Age Recommendation: 18+
Two women working alone on Christmas Day. Strangely for Australia, it isn't summer weather - it's full on snowing.
"I can't believe they rostered us."
Chrissie tried to ignore her coworker. Her entire attention straining to focus on the streams of columns, the numbers forced into the little cells. Contained and controlled. Forced to try and give up some meaning.
There were no formulas in the sheets. It was an export from another company. Which meant that most of the results were floating point numbers - and rounded. Which meant the results couldn't be relied on, and had to be reforged by the depths of her mind.
"I mean, it's actually snowing! It never snows here. Snowing. At Christmas. In Australia... And we're at work, looking at stupid accounts, and it isn't even an emergency or anything!" Lisa continued to complain.
Chrissie was entirely grateful for the simplicity of GST. Unfortunately, it wasn't the only tax that applied, and the ones that did... They changed over which state the product was manufactured in, or worse, which it was shipped out to. Often both. Stupid numbers that were made stupidly complex, just because someone wanted to hide how much they could get.
The average person was still burnt by it.
She delicately adjusted the numbers in the spreadsheet, making sure they accurately reflected the correct tax rates. It was a painstaking process, requiring precision and attention to detail. One wrong calculation, and the entire report could be thrown off. Most of the numbers were right, but...
Every number could shift the others, and the nature of floating point numbers meant that the accuracy didn't shift with time, it shifted with similarity to certain squares of two. It was frustrating, and hard to spot unless you knew what you were looking for.
"This stuff isn't even due until March!" Lisa said with frustration, "It's snowing! I can remember it snowing just once. I was going for my Ls, and terrified, and that was a mess, but... Once! It's snowing and I'm in here with -"
"Seven fifty four!" Chrissie snapped.
Lisa nodded tiredly, "Yeah. Complex and frustrating, because spreadsheet programs just don't wise up and use fixed point decimals.
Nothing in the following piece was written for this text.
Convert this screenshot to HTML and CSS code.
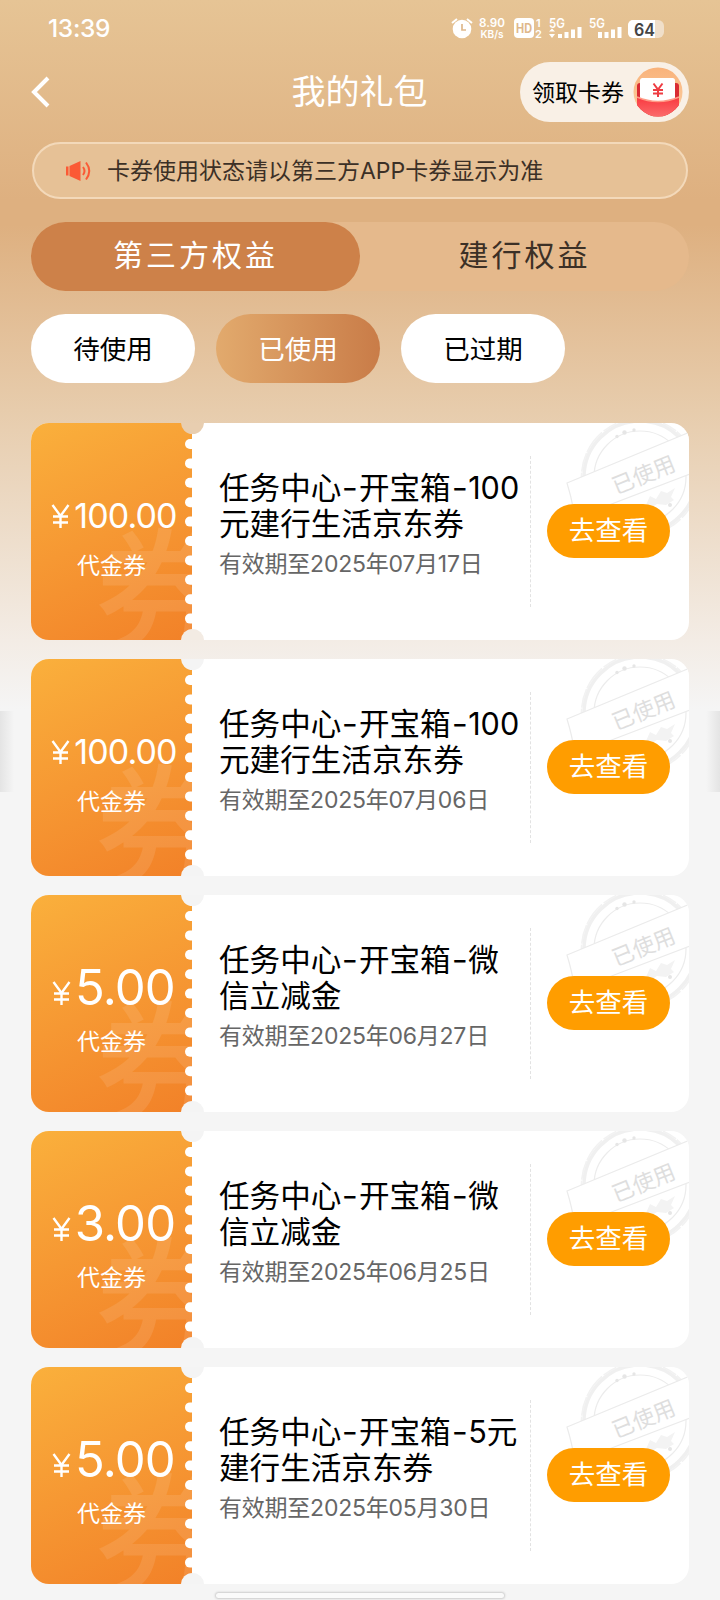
FILE: index.html
```html
<!DOCTYPE html>
<html lang="zh-CN">
<head>
<meta charset="utf-8">
<title>我的礼包</title>
<link rel="stylesheet" href="styles.css">
</head>
<body>
<svg class="defs" width="0" height="0">
  <defs>
    <clipPath id="round"><circle cx="25" cy="25" r="24.5"/></clipPath>
    <linearGradient id="peach" x1="0" y1="0" x2="0" y2="1"><stop offset="0" stop-color="#f9b27a"/><stop offset="1" stop-color="#fcd0a4"/></linearGradient>
    <linearGradient id="pocket" x1="0" y1="0" x2="0" y2="1"><stop offset="0" stop-color="#f9383f"/><stop offset="1" stop-color="#fb6c6c"/></linearGradient>
    <symbol id="stamp" viewBox="0 0 130 115">
      <g fill="none" stroke="#ececec">
        <circle cx="80" cy="54" r="56" stroke-width="3.5" stroke="#f0f0f0"/>
        <circle cx="80" cy="54" r="58.5" stroke-width="1.6" stroke-dasharray="19 1 25 2 15 1" stroke="#f2f2f2"/>
        <circle cx="80" cy="54" r="46" stroke-width="1.2"/>
      </g>
      <g fill="#e6e6e6"><circle cx="57" cy="13.500" r="1.700"/><circle cx="64.500" cy="9.500" r="2.200"/><circle cx="74" cy="7" r="1.700"/><circle cx="110" cy="82" r="2"/></g>
      <path d="M86 82l4-9 6 3 5-8 6 2 8-5-4 9 3 3-8 5-9-1-5 3z" fill="#f3f3f3"/>
      <path d="M7 60L130 9v42L15 95Q12 76 7 60z" fill="#fff" stroke="#ebebeb" stroke-width="1.2"/>
      <text x="0" y="0" transform="translate(56 71.500) rotate(-22)" class="stamp-text">已使用</text>
    </symbol>
  </defs>
</svg>
<main class="page">
  <header class="status">
    <span class="clock">13:39</span>
    <div class="status-icons">
      <svg width="214" height="24" viewBox="0 0 214 24">
        <g fill="#fff">
          <circle cx="11" cy="12" r="9.3"/>
          <path d="M1 6l5-4M21 6l-5-4" stroke="#fff" stroke-width="2"/>
          <path d="M11 7v6h4" stroke="#dfb88b" stroke-width="1.7" fill="none"/>
          <rect x="63" y="1" width="20" height="20" rx="4"/>
          <path d="M107 21v-4h4v4zM113.500 21v-6h4v6zM120 21v-8.500h4V21zM126.500 21V10h4v11z"/>
          <path d="M98 14.500h6l-3-3zM98 17h6l-3 4z"/>
          <path d="M147 21v-6h4v6zM153.500 21v-6h4v6zM160 21v-8.500h4V21zM166.500 21V10h4v11z"/>
        </g>
        <rect x="177" y="3" width="36" height="18" rx="6" fill="#f0dfca"/>
        <path d="M182 3h22v18h-22a5 5 0 0 1-5-5V8a5 5 0 0 1 5-5z" fill="#fff"/>
        <g class="status-text">
          <text x="28" y="10" font-size="12" textLength="26" lengthAdjust="spacingAndGlyphs">8.90</text>
          <text x="29.500" y="21" font-size="10.500" textLength="23" lengthAdjust="spacingAndGlyphs">KB/s</text>
          <text x="65" y="15.500" font-size="12.500" textLength="16" lengthAdjust="spacingAndGlyphs" class="hd">HD</text>
          <text x="85" y="10" font-size="11">1</text>
          <text x="84" y="21" font-size="11">2</text>
          <text x="98" y="10.500" font-size="13" textLength="16" lengthAdjust="spacingAndGlyphs">5G</text>
          <text x="138" y="10.500" font-size="13" textLength="16" lengthAdjust="spacingAndGlyphs">5G</text>
          <text x="183" y="18.500" font-size="17" textLength="21" lengthAdjust="spacingAndGlyphs" class="battery">64</text>
        </g>
      </svg>
    </div>
  </header>

  <nav class="nav">
    <svg class="back" width="20" height="32" viewBox="0 0 20 32"><path d="M17 2L3 16l14 14" fill="none" stroke="#fff" stroke-width="4"/></svg>
    <h1 class="nav-title">我的礼包</h1>
    <div class="claim">
      <span class="claim-text">领取卡券</span>
      <svg width="50" height="50" viewBox="0 0 50 50">
        <g clip-path="url(#round)">
          <rect width="50" height="50" fill="url(#peach)"/>
          <rect x="4" y="16" width="42" height="34" rx="3" fill="#d92b33"/>
          <rect x="7" y="11" width="35" height="27" rx="2.500" fill="#fff"/>
          <path d="M4 30q21 9 42 0v20H4z" fill="url(#pocket)"/>
          <path d="M4 30q21 9 42 0" fill="none" stroke="#ff9a86" stroke-width="1.500"/>
          <path d="M20.500 16.500l4.500 6 4.500-6M25 22.500V30M20 23h10M20 26.500h10" fill="none" stroke="#ee3d43" stroke-width="2"/>
        </g>
      </svg>
    </div>
  </nav>

  <div class="notice">
    <svg width="26" height="22" viewBox="0 0 26 22"><path d="M0 6.500h2.500v9H0zM3.500 6L14.500 1v20l-11-5z" fill="#fb5a35"/><path d="M17 7q3 4 0 8M20 2.500q6.500 8.500 0 17" fill="none" stroke="#fb5a35" stroke-width="2"/></svg>
    <span class="notice-text">卡券使用状态请以第三方APP卡券显示为准</span>
  </div>

  <div class="tabs"><div class="tab tab-on">第三方权益</div><div class="tab">建行权益</div></div>
  <div class="filters"><div class="chip">待使用</div><div class="chip chip-on">已使用</div><div class="chip">已过期</div></div>

  <section class="list" id="list"></section>
  <div class="edge edge-left"></div>
  <div class="edge edge-right"></div>
  <div class="home-bar"></div>
</main>
<script src="app.js"></script>
</body>
</html>
```

FILE: styles.css
```css
* { box-sizing: border-box; }
body { margin: 0; font-family: Inter, "Noto Sans CJK SC", sans-serif; font-weight: 400; color: #000; }
.defs { position: absolute; }
.page {
  position: relative; width: 720px; height: 1600px; overflow: hidden; padding: 0 31px;
  background: linear-gradient(180deg, #e6c495 0, #deb080 200px, #deb080 225px, #e7ccac 410px, #f3ece5 640px, #f5f5f5 710px);
}
.status { height: 56px; display: flex; justify-content: space-between; padding: 16px 24px 0 17px; }
.clock { color: #fff; font-size: 24.5px; line-height: 24px; font-weight: 450; letter-spacing: -0.3px; }
.status-icons { height: 24px; padding-top: 1px; }
.status-text { fill: #fff; font-weight: 600; }
.status-text .hd { fill: #dfb88b; font-weight: 700; }
.status-text .battery { fill: #444; }
.nav { height: 72px; display: grid; grid-template-columns: 168px 1fr 169px; align-items: center; }
.nav-title { margin: 0; text-align: center; color: #fff; font-size: 34px; line-height: 50px; font-weight: 400; }
.claim { height: 60px; border-radius: 30px; background: #f9f0e6; display: flex; align-items: center; padding: 0 6px 0 12px; justify-content: space-between; font-size: 23px; }
.claim-text { padding-bottom: 2px; }
.notice { margin: 14px 1px 0; height: 57px; border: 2px solid #f3d9ba; border-radius: 29px; background: #e6c196; display: flex; align-items: center; gap: 15px; padding-left: 32px; font-size: 23px; color: #3c3026; }
.notice-text { padding-bottom: 3px; }
.tabs { margin-top: 23px; height: 69px; border-radius: 35px; background: #e5b98c; display: flex; }
.tab { width: 329px; height: 69px; line-height: 66px; text-align: center; border-radius: 35px; font-size: 30px; letter-spacing: 3px; color: #3c3026; }
.tab-on { background: #cd8149; color: #fff; }
.filters { margin-top: 23px; display: flex; gap: 21px; }
.chip { width: 164px; height: 69px; line-height: 70px; border-radius: 35px; background: #fff; text-align: center; font-size: 26.5px; }
.chip-on { color: #fff; background: linear-gradient(90deg, #e2aa6d, #c97c48); }
.list { margin-top: 40px; display: grid; gap: 19px; }
.card { position: relative; height: 217px; display: flex; border-radius: 18px; background: #fff; overflow: hidden; }
.coupon { position: relative; width: 161px; height: 217px; overflow: hidden; color: #fff; background: linear-gradient(155deg, #fab03c 0%, #f69833 50%, #f28128 100%); text-align: center; display: flex; flex-direction: column; align-items: center; }
.watermark { position: absolute; left: 64px; top: 100px; font-size: 134px; line-height: 140px; font-weight: 500; color: rgba(255, 255, 255, 0.1); }
.amount { position: relative; display: flex; align-items: baseline; gap: 4px; height: 50px; margin-top: 68px; white-space: nowrap; line-height: 50px; font-size: 34px; font-weight: 400; letter-spacing: -0.9px; padding-left: 5px; }
.amount-large { font-size: 49px; height: 54px; margin-top: 66px; line-height: 54px; padding-left: 4px; letter-spacing: -0.8px; }
.kind { position: relative; font-size: 23px; line-height: 30px; margin-top: 10px; }
.amount-large + .kind { margin-top: 12px; }
.teeth { position: absolute; left: 154px; top: 16px; width: 7px; height: 190px; }
.notch { position: absolute; left: 150px; width: 23px; height: 23px; border-radius: 50%; background: #f4f4f4; }
.notch-top { top: -12px; }
.notch-bottom { bottom: -12px; }
.card:first-child .notch-top { background: #e8ceb0; }
.card:first-child .notch-bottom { background: #f3ebe3; }
.info { width: 338px; padding: 47px 0 0 27px; white-space: nowrap; }
.title { margin: 0; font-size: 30.6px; line-height: 36px; font-weight: 400; }
.dash { display: inline-block; width: 17.5px; text-align: center; transform: scaleX(1.15); }
.date { margin: 7px 0 0; font-size: 23px; line-height: 30px; letter-spacing: -0.23px; color: #666; }
.action { position: relative; flex: 1; padding: 81px 0 0 17px; }
.action::before { content: ""; position: absolute; left: 0; top: 33px; height: 151px; border-left: 1px dashed #e2e2e2; }
.stamp { position: absolute; left: 30px; top: 0; width: 130px; height: 115px; }
.stamp-text { font-size: 22px; fill: #dedede; }
.go { position: relative; width: 123px; height: 54px; line-height: 53px; border-radius: 27px; background: #ff9d00; color: #fff; text-align: center; font-size: 26.5px; }
.edge { position: absolute; top: 711px; width: 14px; height: 81px; }
.edge-left { left: 0; background: linear-gradient(90deg, #e4e4e4, #f5f5f5); }
.edge-right { right: 0; background: linear-gradient(270deg, #e4e4e4, #f5f5f5); }
.home-bar { position: absolute; left: 216px; top: 1593px; width: 288px; height: 5px; border-radius: 4px; background: #fafafa; box-shadow: 0 0 2px 1px #ccc; }
```

FILE: app.js
```js
const coupons = [
  ["100.00", "任务中心-开宝箱-100", "元建行生活京东券", "2025年07月17日"],
  ["100.00", "任务中心-开宝箱-100", "元建行生活京东券", "2025年07月06日"],
  ["5.00", "任务中心-开宝箱-微", "信立减金", "2025年06月27日"],
  ["3.00", "任务中心-开宝箱-微", "信立减金", "2025年06月25日"],
  ["5.00", "任务中心-开宝箱-5元", "建行生活京东券", "2025年05月30日"]
];
const teeth = Array.from({ length: 10 }, (_, i) =>
  `<rect x="0" y="${(i * 19.4).toFixed(1)}" width="14" height="10" rx="5"/>`).join("");
const dashes = text => text.replaceAll("-", '<span class="dash">-</span>');
document.getElementById("list").innerHTML = coupons.map(([amount, first, second, date]) => {
  const large = amount.length < 6;
  return `<article class="card">
    <div class="coupon">
      <span class="watermark">券</span>
      <div class="amount ${large ? "amount-large" : ""}">
        <svg width="19" height="24" viewBox="0 0 19 24"><path d="M1.500 1L9.500 12 17.500 1M9.500 12v12M2 12.500h15M2 18.500h15" fill="none" stroke="#fff" stroke-width="2.400"/></svg>
        <span>${amount}</span>
      </div>
      <div class="kind">代金券</div>
      <svg class="teeth" viewBox="0 0 7 190" fill="#fff">${teeth}</svg>
    </div>
    <div class="info"><h2 class="title">${dashes(first)}<br>${second}</h2><p class="date">有效期至${date}</p></div>
    <div class="action"><svg class="stamp"><use href="#stamp"/></svg><div class="go">去查看</div></div>
    <i class="notch notch-top"></i><i class="notch notch-bottom"></i>
  </article>`;
}).join("");
```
Especially with an adjustable precision! This thing just sucks."
Chrissie sighed and looked over at the window, at the rain drops rolling down it, and the tiny white powder trying to gather at the bottom but melting away just a little bit too quickly.
She didn't really care about the numbers. She wanted to escape into it, because her head was full of a lot of things. Thoughts that she couldn't safely share with Lisa, or anybody really.
Part of it was why she was in the office. Her Christmas was ruined. Working on the day had come as a relief, her boss had almost rejected her volunteering. If she was at home... She might well have curled up in tears on the couch, whilst a takeaway pizza lay on the table and went cold.
Unfortunately, part of it was still waiting for her at home. And tomorrow. And the day after. She couldn't actually escape it. Being at work instead of on holiday was an attempt to escape, but it was waiting. Today would end, and it would still come crashing in on her.
The bed lying so very empty.
Her blanket feeling so very big.
Random things like the BBQ outside that she would never think of using. All of it were reminders. Conversations and memories of a past that led towards a future that would never be hers.
So instead she was looking at the numbers, and cursing CSV for its inherent inaccuracies. The company probably did use it to sneak a cent here and there, but it was just the format being a difficult one. Floating point numbers belonged nowhere near financial applications, but still somehow was the standard for most spreadsheets.
"I didn't actually have Christmas plans." Lisa admitted, "Kinda hate Christmas, to be honest. Last year I spent it with the fiancé. The one I caught up my ex-best friend's duff on Boxing Day. Screw Christmas."